Palestinian physician and politician (born 1943)

Mamdouh Al Aker (ممدوح العكر; born 1943) is a Palestinian physician and politician. He was part of several delegations in the meetings with Israel and served as a member of the Palestinian Higher Education Council between 1994 and 2018.

==Early life and education==
Al Aker was born in Nablus, Mandatory Palestine, in 1943. He graduated from the Medical School of Cairo University in 1969. During his university studies he was a member of the Marxist Popular Front for the Liberation of Palestine.

Al Aker became a fellow at the Royal College of Surgeons in Edinburgh in 1977. He received training in urology at King's College Hospital in London from 1979 to 1981.

==Career and activities==
Following his graduation Al Aker worked in Kuwait as a physician between 1970 and 1973. He continued his profession at Makassed Hospital in Jerusalem after completing his training in London.

Al Aker was a member of the Palestinian delegation in the Peace Conference held in Madrid in October 1991 and in the following negotiations between Palestinians and Israel. He was part of the Palestinian group who developed the Oslo Accords in 1993. However, he left it due to the fact that the proposed agreement did not contain any item to stop Jewish settlements in the West Bank, to have a shared control over the Jerusalem municipality and to free all Palestinian prisoners arrested by Israel. Because of these he became a critic of the Palestinian Authority in 1994 when it was founded. He has also criticized the policies of Israel in the West Bank. He was made a member of the Palestinian Higher Education Council in 1994 and held the post until August 2018. He headed the PA's human rights organization in the 2000s.

Al Aker was the vice president of the Birzeit University and was involved in the establishment of the first Palestinian Medical School at Al Quds University in 1995, being a member of its steering committee. He is a consultant of urology at the Augusta Victoria Hospital in East Jerusalem.

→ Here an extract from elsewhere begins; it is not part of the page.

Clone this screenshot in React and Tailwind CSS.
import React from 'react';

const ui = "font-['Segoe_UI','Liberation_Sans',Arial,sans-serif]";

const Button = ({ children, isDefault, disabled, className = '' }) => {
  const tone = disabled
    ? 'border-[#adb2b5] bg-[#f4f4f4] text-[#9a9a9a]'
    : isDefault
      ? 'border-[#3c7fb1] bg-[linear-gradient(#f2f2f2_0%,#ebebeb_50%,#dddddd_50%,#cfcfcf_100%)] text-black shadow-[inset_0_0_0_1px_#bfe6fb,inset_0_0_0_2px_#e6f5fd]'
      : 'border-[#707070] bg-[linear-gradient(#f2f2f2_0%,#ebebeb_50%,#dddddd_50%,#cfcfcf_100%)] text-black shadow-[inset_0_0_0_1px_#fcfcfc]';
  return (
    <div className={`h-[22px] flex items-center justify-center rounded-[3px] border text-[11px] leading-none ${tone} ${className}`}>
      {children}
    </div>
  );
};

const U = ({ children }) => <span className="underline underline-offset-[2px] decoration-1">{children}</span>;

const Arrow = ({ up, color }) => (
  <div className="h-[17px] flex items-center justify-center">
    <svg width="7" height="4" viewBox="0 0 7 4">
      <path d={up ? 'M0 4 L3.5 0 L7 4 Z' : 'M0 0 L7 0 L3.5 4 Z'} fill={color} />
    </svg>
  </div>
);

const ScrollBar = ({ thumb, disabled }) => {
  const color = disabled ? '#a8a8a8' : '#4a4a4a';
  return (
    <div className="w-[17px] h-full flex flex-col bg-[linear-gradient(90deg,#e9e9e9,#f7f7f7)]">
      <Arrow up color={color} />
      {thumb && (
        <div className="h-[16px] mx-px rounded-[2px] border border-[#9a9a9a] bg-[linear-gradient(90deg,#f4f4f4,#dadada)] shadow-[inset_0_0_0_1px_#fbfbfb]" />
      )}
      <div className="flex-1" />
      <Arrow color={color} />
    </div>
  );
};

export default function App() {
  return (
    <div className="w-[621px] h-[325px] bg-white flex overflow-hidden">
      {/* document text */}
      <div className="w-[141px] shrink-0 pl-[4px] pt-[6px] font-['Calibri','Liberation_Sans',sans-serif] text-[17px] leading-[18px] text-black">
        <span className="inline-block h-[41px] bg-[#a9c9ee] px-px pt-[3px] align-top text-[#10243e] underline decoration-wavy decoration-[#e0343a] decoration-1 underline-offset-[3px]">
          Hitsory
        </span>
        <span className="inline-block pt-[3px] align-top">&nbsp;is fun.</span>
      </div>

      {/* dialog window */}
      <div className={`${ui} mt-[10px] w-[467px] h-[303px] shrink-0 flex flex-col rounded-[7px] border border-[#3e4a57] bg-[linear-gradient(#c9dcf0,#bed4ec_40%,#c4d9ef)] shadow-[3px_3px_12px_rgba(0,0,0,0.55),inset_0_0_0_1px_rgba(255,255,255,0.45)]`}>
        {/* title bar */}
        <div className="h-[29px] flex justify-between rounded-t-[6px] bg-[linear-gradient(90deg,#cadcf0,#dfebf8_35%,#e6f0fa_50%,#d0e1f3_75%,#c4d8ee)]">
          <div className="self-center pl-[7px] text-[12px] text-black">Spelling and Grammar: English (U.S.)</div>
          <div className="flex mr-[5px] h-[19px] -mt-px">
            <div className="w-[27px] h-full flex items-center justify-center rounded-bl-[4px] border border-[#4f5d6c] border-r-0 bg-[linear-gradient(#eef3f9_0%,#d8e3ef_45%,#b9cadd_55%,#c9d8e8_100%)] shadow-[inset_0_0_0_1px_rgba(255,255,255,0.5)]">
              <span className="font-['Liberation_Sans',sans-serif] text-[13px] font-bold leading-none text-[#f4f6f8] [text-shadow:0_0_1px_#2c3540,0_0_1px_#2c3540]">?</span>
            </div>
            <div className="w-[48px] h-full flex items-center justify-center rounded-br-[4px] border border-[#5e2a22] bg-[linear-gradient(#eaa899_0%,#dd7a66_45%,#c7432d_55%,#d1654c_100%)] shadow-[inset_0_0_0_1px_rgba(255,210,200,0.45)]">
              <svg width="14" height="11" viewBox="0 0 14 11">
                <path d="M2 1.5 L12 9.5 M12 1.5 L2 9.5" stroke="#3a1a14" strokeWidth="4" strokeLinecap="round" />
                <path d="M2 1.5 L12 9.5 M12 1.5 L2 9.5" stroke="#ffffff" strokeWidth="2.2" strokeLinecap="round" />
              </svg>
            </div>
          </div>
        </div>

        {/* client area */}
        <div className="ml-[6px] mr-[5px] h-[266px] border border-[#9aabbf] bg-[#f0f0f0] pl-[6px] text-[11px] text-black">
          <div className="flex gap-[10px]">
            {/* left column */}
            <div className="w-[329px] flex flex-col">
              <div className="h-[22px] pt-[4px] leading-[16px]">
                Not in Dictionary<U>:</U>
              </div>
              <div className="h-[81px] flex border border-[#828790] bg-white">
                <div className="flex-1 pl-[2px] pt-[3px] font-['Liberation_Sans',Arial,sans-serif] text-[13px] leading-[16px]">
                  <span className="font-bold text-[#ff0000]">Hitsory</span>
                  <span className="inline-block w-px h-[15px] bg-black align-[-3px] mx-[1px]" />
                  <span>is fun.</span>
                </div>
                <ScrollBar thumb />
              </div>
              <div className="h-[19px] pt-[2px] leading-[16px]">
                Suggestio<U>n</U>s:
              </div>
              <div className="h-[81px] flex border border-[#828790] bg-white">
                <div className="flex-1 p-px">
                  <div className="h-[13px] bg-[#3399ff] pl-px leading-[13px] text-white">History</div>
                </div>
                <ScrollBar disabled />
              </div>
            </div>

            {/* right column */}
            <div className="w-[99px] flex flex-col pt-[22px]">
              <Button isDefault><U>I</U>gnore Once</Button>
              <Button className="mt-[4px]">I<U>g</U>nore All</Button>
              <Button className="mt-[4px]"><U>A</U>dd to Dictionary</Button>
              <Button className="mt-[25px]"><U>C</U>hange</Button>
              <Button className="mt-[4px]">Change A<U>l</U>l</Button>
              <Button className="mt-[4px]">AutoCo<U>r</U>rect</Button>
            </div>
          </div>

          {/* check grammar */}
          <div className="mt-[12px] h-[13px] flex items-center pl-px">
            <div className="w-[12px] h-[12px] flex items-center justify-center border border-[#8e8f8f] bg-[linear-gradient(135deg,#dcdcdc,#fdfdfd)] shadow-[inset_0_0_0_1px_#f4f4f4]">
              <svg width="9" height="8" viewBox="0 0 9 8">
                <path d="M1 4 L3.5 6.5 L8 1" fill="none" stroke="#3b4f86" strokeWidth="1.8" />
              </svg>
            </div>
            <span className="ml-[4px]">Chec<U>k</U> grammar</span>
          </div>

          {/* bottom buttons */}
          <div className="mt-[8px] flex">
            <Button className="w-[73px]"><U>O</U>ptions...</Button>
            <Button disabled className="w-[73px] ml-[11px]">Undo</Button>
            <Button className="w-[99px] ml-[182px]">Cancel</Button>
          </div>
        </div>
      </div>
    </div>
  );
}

Al Aker has been a member of various organizations. He is the cofounder the Mandela Institute for Palestinian Political Prisoners and served as the vice president of the Palestinian Independent Commission for Citizens' Rights. He is the treasurer of the Ramallah-based Barenboim-Said Center for Music.

===Imprisonment===
Al Aker was arrested by the Israeli forces several times. They accused him of having connections with the Palestinian resistance groups, and he was imprisoned in 1991 without any formal charge. He was arrested in 2002 and imprisoned for 40 days in solitary confinement.